Dewijl Efraim een vaars is, gewend gaarne te dorsen, zo ben Ik over de schoonheid van haar hals overgegaan; Ik zal Efraim berijden, Juda zal ploegen, Jakob zal voor zich eggen.
12 Sow to yourselves in righteousness, reap in mercy; break up your fallow ground: for [it is] time to seek the LORD, till he come and rain righteousness upon you.
Zaait u tot gerechtigheid, maait tot weldadigheid; braakt u een braakland; dewijl het tijd is den HEERE te zoeken, totdat Hij kome, en over u de gerechtigheid regene.
13 Ye have plowed wickedness, ye have reaped iniquity; ye have eaten the fruit of lies: because thou didst trust in thy way, in the multitude of thy mighty men.
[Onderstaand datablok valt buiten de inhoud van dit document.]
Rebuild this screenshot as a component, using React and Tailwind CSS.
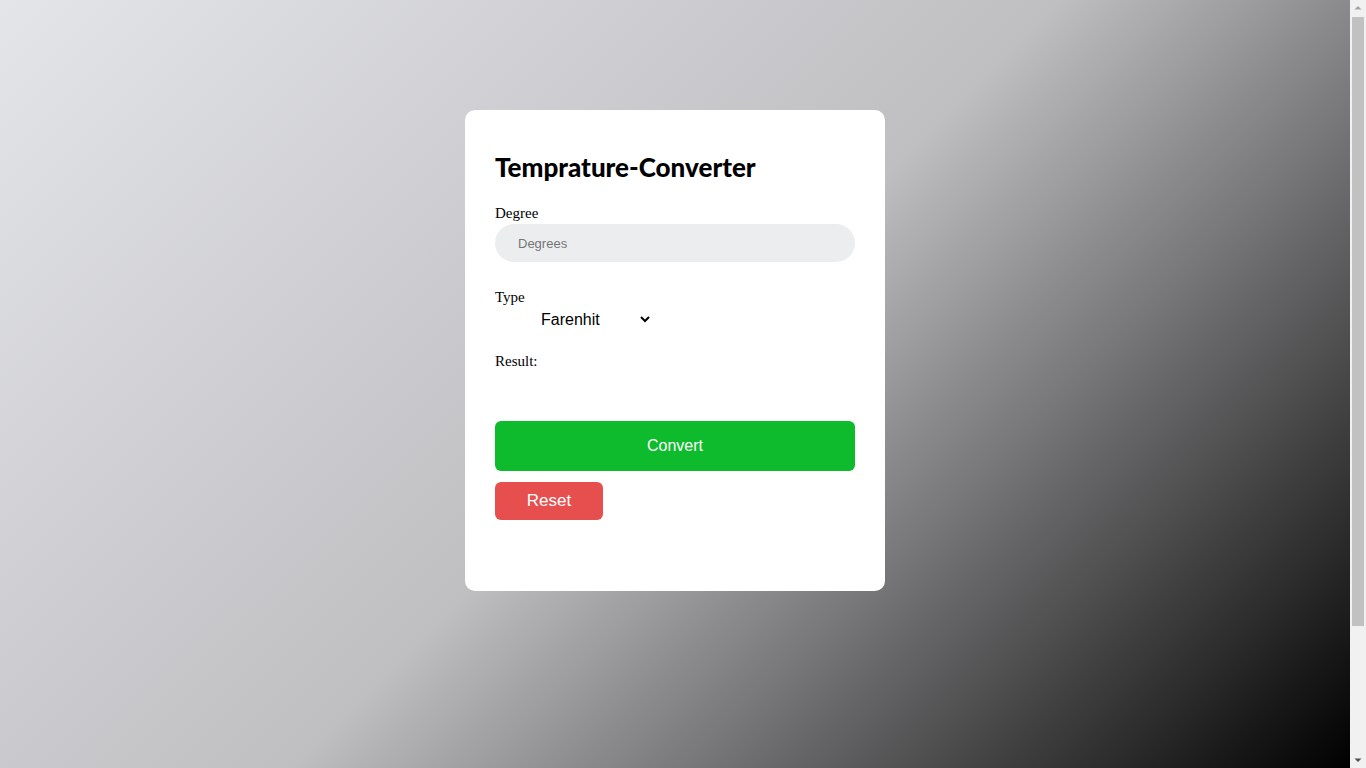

Gij hebt goddeloosheid geploegd, verkeerdheid gemaaid, en de vrucht der leugen gegeten; want gij hebt vertrouwd op uw weg, op de veelheid uwer helden.
14 Therefore shall a tumult arise among thy people, and all thy fortresses shall be spoiled, as Shalman spoiled Beth-arbel in the day of battle: the mother was dashed in pieces upon [her] children.
Daarom zal er een groot gedruis ontstaan onder uw volken, en al uw vestingen zullen verstoord worden, gelijk Salman Beth-Arbel verstoorde ten dage des krijgs; de moeder werd verpletterd met de zonen.
15 So shall Beth-el do unto you because of your great wickedness: in a morning shall the king of Israel utterly be cut off.
Alzo heeft Beth-El ulieden gedaan, vanwege de boosheid uwer boosheid; Israels koning is in den dageraad ten enenmale uitgeroeid.